From Kerry's standpoint, the current contest - in which several candidates are splitting the rest of the vote - poses less of a threat than a head-to-head showdown would. But Democratic consultant John Russonello says that, "for the nominee, it's better for the race to be over early. ... The time you get to introduce yourself to the country is usually after you've locked up the nomination and before the convention."
Kerry's good luck
At the same time, he added, Kerry "is having astonishing luck. He's collecting delegates. He's winning states, and he hasn't had anyone really rip into him. That's very good for the party. It hasn't happened in the past. It allows him to start introducing himself without having to defend himself."
Election-day surveys of voters in the first nine states that cast presidential ballots have confirmed the determination of many Democrats to find the candidate best able to unseat Bush. Kerry has benefited the most from this dynamic, exit polls have shown.
There has also been a surprising absence of divisions within the party, along lines of race, gender or issues. Roughly four of five Democratic voters in Tuesday's primaries said they would be satisfied if Kerry were the nominee, whether they voted for him or not, the exit polls indicated.
"You can scratch a [supporter] of any one of these Democratic candidates, and they'll essentially say, 'I'm going to rally around [whoever wins the nomination], because the differences among these candidates is so small," said Curtis Gans, an independent analyst. "It's working to the Democrats' advantage."
Voter turnout has been above average and set records in New Hampshire and other states. That's one reason party officials would like to see the contest continue, at least through March 2, the largest primary day of the year, when Democrats in 10 states, including Maryland, will vote.
Bush and his strategists, meantime, are waiting eagerly for the Democrats to pick his opponent. The president is sitting on more than $100 million that he must spend before the start of the fall campaign. He is likely to start using that money, beginning next month, to run ads in key states attacking the likely Democratic nominee, Republicans say.
That Democrat, whoever it turns out to be, isn't likely to come close to matching Bush's bankroll. That's another reason why Democrats want the valuable news coverage from a contested race for another month.

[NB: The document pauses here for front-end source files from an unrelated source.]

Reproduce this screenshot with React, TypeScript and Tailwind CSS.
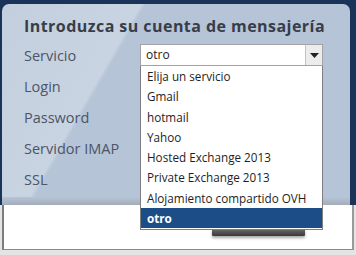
import React from "react";

const services = [
  "Elija un servicio",
  "Gmail",
  "hotmail",
  "Yahoo",
  "Hosted Exchange 2013",
  "Private Exchange 2013",
  "Alojamiento compartido OVH",
  "otro",
];

const labels = ["Servicio", "Login", "Password", "Servidor IMAP", "SSL"];

function App() {
  const selected = "otro";
  return (
    <div
      className="relative w-[356px] h-[255px] overflow-hidden bg-[#e4e4e4]"
      style={{ fontFamily: '"Open Sans", "Noto Sans", sans-serif' }}
    >
      <div className="h-[205px] bg-[#193458] pt-[4px] pl-[2px] pr-[6px]">
        <div className="h-full rounded-t-[7px] bg-[linear-gradient(120deg,#c3cfde_0%,#c9d4e2_30%,#b5c4d7_31%,#b6c4d7_100%)] pl-[22px] pt-[12px] relative">
          <h1 className="text-[16px] font-bold text-[#383d48] leading-[20px] tracking-[0.45px]">
            Introduzca su cuenta de mensajería
          </h1>
          <div className="mt-[9px] flex flex-col">
            {labels.map((l) => (
              <div key={l} className="h-[31px] text-[14.5px] leading-[21px] text-[#4c5566]">
                {l}
              </div>
            ))}
          </div>
          <div className="absolute left-0 right-0 bottom-0 h-[8px] bg-gradient-to-b from-[#b6c4d7] to-[#a3adb9]" />
        </div>
      </div>
      <div className="h-[45px] bg-white border-l-[2px] border-b border-r-[2px] border-l-[#7d7d7d] border-b-[#8a8a8a] border-r-[#9a9a9a] ml-[2px] mr-[2px] pt-[24px]">
        <div className="ml-[208px] w-[93px] h-[7px] rounded-[1px] bg-gradient-to-b from-[#6a6a6a] to-[#3a3a3a] shadow-[0_2px_3px_rgba(0,0,0,0.35)]" />
      </div>

      <div className="absolute left-[140px] top-[44px] w-[183px]">
        <div className="h-[22px] flex items-center bg-white border border-[#a3a3a3]">
          <span className="flex-1 pl-[5px] text-[12px] text-[#222]">{selected}</span>
          <span className="w-[17px] h-full flex items-center justify-center bg-[#ececec] border-l border-[#c4c4c4]">
            <svg width="9" height="5" viewBox="0 0 9 5">
              <path d="M0 0 L9 0 L4.5 5 Z" fill="#222" />
            </svg>
          </span>
        </div>
        <ul className="bg-white border-l border-r border-b border-[#7f7f7f] pb-[1px]">
          {services.map((s) => (
            <li
              key={s}
              className={
                s === selected
                  ? "h-[20.25px] pl-[6px] text-[11.7px] leading-[21px] font-bold text-white bg-[#1c4d87]"
                  : "h-[20.25px] pl-[6px] text-[11.7px] leading-[21px] text-[#1e1e1e]"
              }
            >
              {s}
            </li>
          ))}
        </ul>
      </div>
    </div>
  );
}

export default App;
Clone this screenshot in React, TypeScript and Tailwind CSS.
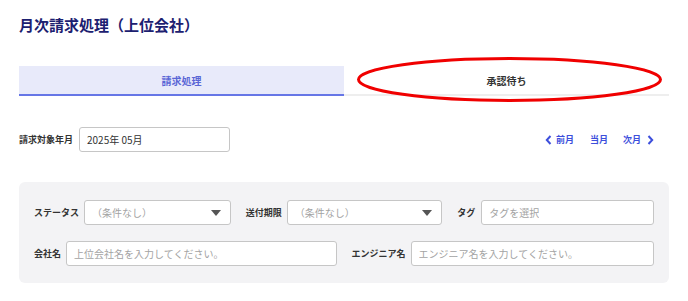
import React from "react";

const font = { fontFamily: '"Noto Sans CJK JP", "Noto Sans", sans-serif' };

function Caret() {
  return (
    <svg width="10" height="6" viewBox="0 0 10 6" className="shrink-0">
      <path d="M0 0 L10 0 L5 6 Z" fill="#555" />
    </svg>
  );
}

function Label({ children }: { children: React.ReactNode }) {
  return (
    <span className="shrink-0 text-[9px] font-bold text-[#333] leading-none whitespace-nowrap">
      {children}
    </span>
  );
}

function TextBox({ placeholder }: { placeholder: string }) {
  return (
    <div className="flex-1 min-w-0 h-[25px] bg-white border border-[#c6c6c6] rounded-[3px] flex items-center px-[7px]">
      <span className="text-[10px] text-[#a3a3a3] whitespace-nowrap overflow-hidden">{placeholder}</span>
    </div>
  );
}

function SelectBox({ placeholder }: { placeholder: string }) {
  return (
    <div className="flex-1 min-w-0 h-[25px] bg-white border border-[#c6c6c6] rounded-[3px] flex items-center justify-between pl-[7px] pr-[9px]">
      <span className="text-[10px] text-[#a3a3a3] whitespace-nowrap">{placeholder}</span>
      <Caret />
    </div>
  );
}

function ChevL() {
  return (
    <svg width="7" height="10" viewBox="0 0 7 10">
      <path d="M5.5 1 L1.8 5 L5.5 9" fill="none" stroke="#3d4fdc" strokeWidth="2" />
    </svg>
  );
}
function ChevR() {
  return (
    <svg width="7" height="10" viewBox="0 0 7 10">
      <path d="M1.5 1 L5.2 5 L1.5 9" fill="none" stroke="#3d4fdc" strokeWidth="2" />
    </svg>
  );
}

export default function App() {
  return (
    <div className="w-[688px] h-[301px] bg-white px-[19px] relative overflow-hidden" style={font}>
      <div className="pt-[14px] h-[35px]">
        <h1 className="text-[15px] leading-[21px] font-bold text-[#1c2070] whitespace-nowrap">
          月次請求処理（上位会社）
        </h1>
      </div>

      <div className="mt-[31px] flex h-[30px]">
        <div className="flex-1 bg-[#e8eafa] border-b-2 border-[#6676e6] flex items-center justify-center">
          <span className="text-[10px] font-bold text-[#5a66d6]">請求処理</span>
        </div>
        <div className="flex-1 bg-white border-b-2 border-[#eeeeee] flex items-center justify-center">
          <span className="text-[10px] font-bold text-[#333]">承認待ち</span>
        </div>
      </div>

      <div className="mt-[31px] flex items-center justify-between h-[25px]">
        <div className="flex items-center gap-[6px]">
          <Label>請求対象年月</Label>
          <div className="w-[151px] h-[25px] bg-white border border-[#c6c6c6] rounded-[3px] flex items-center px-[7px]">
            <span className="text-[10px] text-[#333] whitespace-nowrap">2025年 05月</span>
          </div>
        </div>
        <div className="flex items-center pr-[15px] text-[9px] font-bold text-[#3d4fdc]">
          <div className="flex items-center gap-[4px]">
            <ChevL />
            <span>前月</span>
          </div>
          <span className="ml-[16px]">当月</span>
          <div className="flex items-center gap-[6px] ml-[15px]">
            <span>次月</span>
            <ChevR />
          </div>
        </div>
      </div>

      <div className="mt-[30px] bg-[#f3f3f5] rounded-[6px] pt-[18px] pb-[17px] px-[15px] flex flex-col gap-[16px]">
        <div className="grid grid-cols-3 gap-x-[15px]">
          <div className="flex items-center gap-[5px]">
            <Label>ステータス</Label>
            <SelectBox placeholder="（条件なし）" />
          </div>
          <div className="flex items-center gap-[5px]">
            <Label>送付期限</Label>
            <SelectBox placeholder="（条件なし）" />
          </div>
          <div className="flex items-center gap-[6px]">
            <Label>タグ</Label>
            <TextBox placeholder="タグを選択" />
          </div>
        </div>
        <div className="grid grid-cols-2 gap-x-[15px]">
          <div className="flex items-center gap-[5px]">
            <Label>会社名</Label>
            <TextBox placeholder="上位会社名を入力してください。" />
          </div>
          <div className="flex items-center gap-[5px]">
            <Label>エンジニア名</Label>
            <TextBox placeholder="エンジニア名を入力してください。" />
          </div>
        </div>
      </div>

      <svg
        className="absolute left-0 top-0 pointer-events-none"
        width="688"
        height="301"
        viewBox="0 0 688 301"
      >
        <ellipse cx="509.5" cy="79.5" rx="151" ry="21" fill="none" stroke="#f00000" strokeWidth="3" />
      </svg>
    </div>
  );
}
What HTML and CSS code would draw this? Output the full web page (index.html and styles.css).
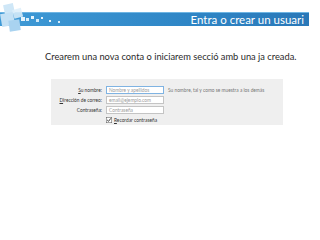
FILE: index.html
```html
<html lang="ca">
<head>
    <meta charset="UTF-8">
    <meta name="viewport" content="width=device-width, initial-scale=1.0">
    <title>Entra o crear un usuari</title>
    <link rel="stylesheet" href="styles.css">
</head>
<body>
    <div class="header">
        <svg class="deco" width="70" height="32" viewBox="0 0 70 32">
            <rect x="4" y="2" width="10" height="10" fill="#cfe7f7" transform="rotate(-12 9 7)"/>
            <rect x="1" y="11" width="13" height="13" fill="#c4e1f5" transform="rotate(-10 7 17)"/>
            <rect x="9" y="18" width="11" height="11" fill="#a9d3f0" transform="rotate(-8 14 23)"/>
            <rect x="13" y="7" width="9" height="9" fill="#ddeffa" opacity="0.85" transform="rotate(-15 17 11)"/>
            <rect x="21" y="15" width="4" height="4" fill="#e6f3fb"/>
            <rect x="26" y="16" width="3" height="3" fill="#d8edf9"/>
            <rect x="31" y="14" width="3" height="3" fill="#e6f3fb"/>
            <rect x="36" y="17" width="3" height="3" fill="#cfe7f7"/>
            <rect x="41" y="15" width="2" height="2" fill="#e6f3fb"/>
            <rect x="49" y="18" width="2" height="2" fill="#e6f3fb"/>
            <rect x="58" y="19" width="2" height="2" fill="#d8edf9"/>
        </svg>
        <span class="title">Entra o crear un usuari</span>
    </div>

    <p class="intro">Crearem una nova conta o iniciarem secció amb una ja creada.</p>

    <div class="panel">
        <label class="lbl"><u>S</u>u nombre:</label>
        <div class="field focused">Nombre y apellidos</div>
        <span class="hint">Su nombre, tal y como se muestra a los demás</span>

        <label class="lbl"><u>D</u>irección de correo:</label>
        <div class="field">email@ejemplo.com</div>
        <span></span>

        <label class="lbl">Contraseña:</label>
        <div class="field">Contraseña</div>
        <span></span>

        <span></span>
        <div class="remember">
            <svg class="check" width="6" height="6" viewBox="0 0 6 6">
                <rect x="0.25" y="0.25" width="5.5" height="5.5" fill="#fff" stroke="#555" stroke-width="0.5"/>
                <path d="M1.2 3 L2.5 4.3 L4.9 1.3" fill="none" stroke="#222" stroke-width="0.9"/>
            </svg>
            <span><u>R</u>ecordar contraseña</span>
        </div>
        <span></span>
    </div>
</body>
</html>
```

FILE: styles.css
```css
body {
    margin: 0;
    background-color: #ffffff;
    font-family: 'Lato', 'Open Sans', sans-serif;
    color: #222;
}

.header {
    position: relative;
    margin-top: 12px;
    width: 309px;
    height: 14px;
    background: linear-gradient(to right, #3f9ad6, #2f86c6 60%, #2a78b8);
    border-top: 1px solid #6fb5e3;
    box-sizing: border-box;
    display: flex;
    justify-content: flex-end;
    align-items: center;
    padding-right: 5px;
}

.deco {
    position: absolute;
    left: 0;
    top: -11px;
}

.title {
    color: #ffffff;
    font-size: 11.5px;
    line-height: 14px;
}

.intro {
    margin: 25px 0 0 45px;
    font-size: 9.3px;
    line-height: 12px;
    color: #2a2a2a;
}

.panel {
    margin: 16px 0 0 51px;
    width: 232px;
    height: 46px;
    box-sizing: border-box;
    background-color: #efefef;
    padding-top: 7px;
    display: grid;
    grid-template-columns: 51px 58px 1fr;
    grid-auto-rows: 8px;
    column-gap: 4px;
    row-gap: 2px;
    font-size: 4.8px;
}

.lbl {
    text-align: right;
    line-height: 8px;
    color: #333;
    white-space: nowrap;
}

.field {
    background-color: #fff;
    border: 0.5px solid #c4c4c4;
    box-sizing: border-box;
    color: #9a9a9a;
    line-height: 7px;
    padding-left: 2px;
    white-space: nowrap;
    overflow: hidden;
}

.field.focused {
    border-color: #7fb3e2;
}

.hint {
    color: #777;
    line-height: 8px;
    white-space: nowrap;
}

.remember {
    display: flex;
    align-items: center;
    gap: 2px;
    line-height: 8px;
    color: #333;
    white-space: nowrap;
}
```
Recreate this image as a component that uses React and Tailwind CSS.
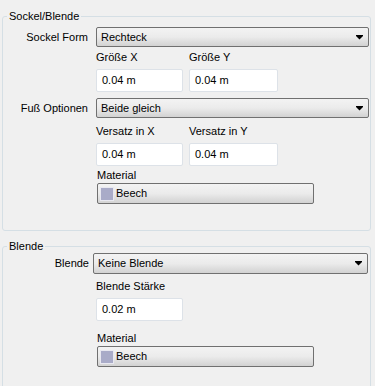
import React from "react";

const font = { fontFamily: '"Liberation Sans", Arial, sans-serif' };

const Combo = ({ value, className = "" }) => (
  <div
    className={`relative h-[20px] rounded-[2px] border border-[#707070] bg-linear-to-b from-[#f3f3f3] via-[#ebebeb] to-[#d2d2d2] pl-[4px] text-[11px] leading-[18px] text-black ${className}`}
  >
    {value}
    <svg className="absolute right-[4px] top-[7px]" width="8" height="5" viewBox="0 0 8 5">
      <path d="M0 0H7V1L3.5 4.5L0 1Z" fill="#000" />
    </svg>
  </div>
);

const Field = ({ label, value, width = "w-[87px]" }) => (
  <div className="flex flex-col">
    <div className="h-[13px] text-[11px] leading-[13px] text-black">{label}</div>
    <div
      className={`mt-[5px] h-[23px] ${width} rounded-[2px] border border-[#dde2e8] bg-white pl-[5px] text-[11px] leading-[21px] text-black`}
    >
      {value}
    </div>
  </div>
);

const MaterialButton = () => (
  <div className="flex flex-col">
    <div className="h-[13px] text-[11px] leading-[13px] text-black">Material</div>
    <div className="mt-[1px] flex h-[21px] w-[217px] items-center rounded-[2px] border border-[#707070] bg-linear-to-b from-[#f3f3f3] via-[#ebebeb] to-[#d2d2d2] pl-[2px] text-[11px] text-black">
      <span className="mr-[2px] h-[14px] w-[14px] border border-[#e8e8f0] bg-[#a9abc8]" />
      Beech
    </div>
  </div>
);

export default function App() {
  return (
    <div
      className="h-[386px] w-[375px] overflow-hidden bg-[#f0f0f0] pt-[9px]"
      style={font}
    >
      <fieldset className="ml-[2px] h-[222px] w-[369px] rounded-[3px] border border-[#d5dfe5] px-0">
        <legend className="ml-[4px] px-[2px] text-[11px] leading-[14px] text-black">
          Sockel/Blende
        </legend>
        <div className="mt-[4px] flex items-center">
          <div className="w-[85px] text-right text-[11px] text-black">Sockel Form</div>
          <Combo value="Rechteck" className="ml-[8px] w-[273px]" />
        </div>
        <div className="ml-[93px] mt-[4px] flex gap-[6px]">
          <Field label="Größe X" value="0.04 m" />
          <Field label="Größe Y" value="0.04 m" width="w-[89px]" />
        </div>
        <div className="mt-[6px] flex items-center">
          <div className="w-[85px] text-right text-[11px] text-black">Fuß Optionen</div>
          <Combo value="Beide gleich" className="ml-[8px] w-[273px]" />
        </div>
        <div className="ml-[93px] mt-[7px] flex gap-[6px]">
          <Field label="Versatz in X" value="0.04 m" />
          <Field label="Versatz in Y" value="0.04 m" width="w-[89px]" />
        </div>
        <div className="ml-[94px] mt-[3px]">
          <MaterialButton />
        </div>
      </fieldset>

      <fieldset className="ml-[2px] mt-[8px] h-[200px] w-[369px] rounded-[3px] border border-[#d5dfe5] px-0">
        <legend className="ml-[4px] px-[2px] text-[11px] leading-[14px] text-black">
          Blende
        </legend>
        <div className="flex items-center">
          <div className="w-[86px] text-right text-[11px] text-black">Blende</div>
          <Combo value="Keine Blende" className="ml-[4px] h-[21px] w-[275px]" />
        </div>
        <div className="ml-[93px] mt-[6px]">
          <Field label="Blende Stärke" value="0.02 m" />
        </div>
        <div className="ml-[94px] mt-[11px]">
          <MaterialButton />
        </div>
      </fieldset>
    </div>
  );
}
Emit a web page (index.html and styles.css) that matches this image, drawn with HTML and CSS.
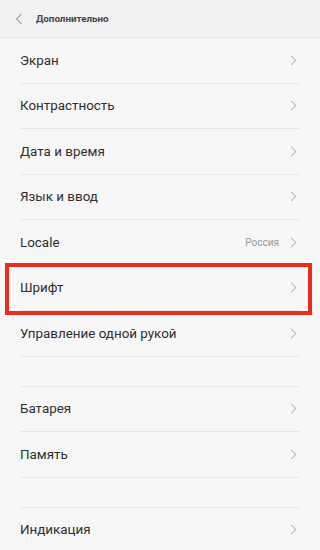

By then, primaries will have taken place in many of the largest states, including California, New York, Ohio and Florida.
It also means more long days on the road for road-weary candidates, their vocal chords stripped raw by an unforgiving primary schedule. Several, including Kerry and former Gov. Howard Dean, have had nasty coughs for weeks.
The longer the race goes on, Kerry, who spent a rare day at home yesterday with no public events, faces maladies unique to a front-runner.
"It will give the Bush people time to define John Kerry," Dole said Tuesday night on CNN. "That's what happened to me in '96. Bill Clinton ... defined me as a bad guy. ... That's the danger of having these primaries drag on and on and on, because it gives the opposition, whichever party, that opportunity to go out an define you in a way that people [aren't] attracted to you."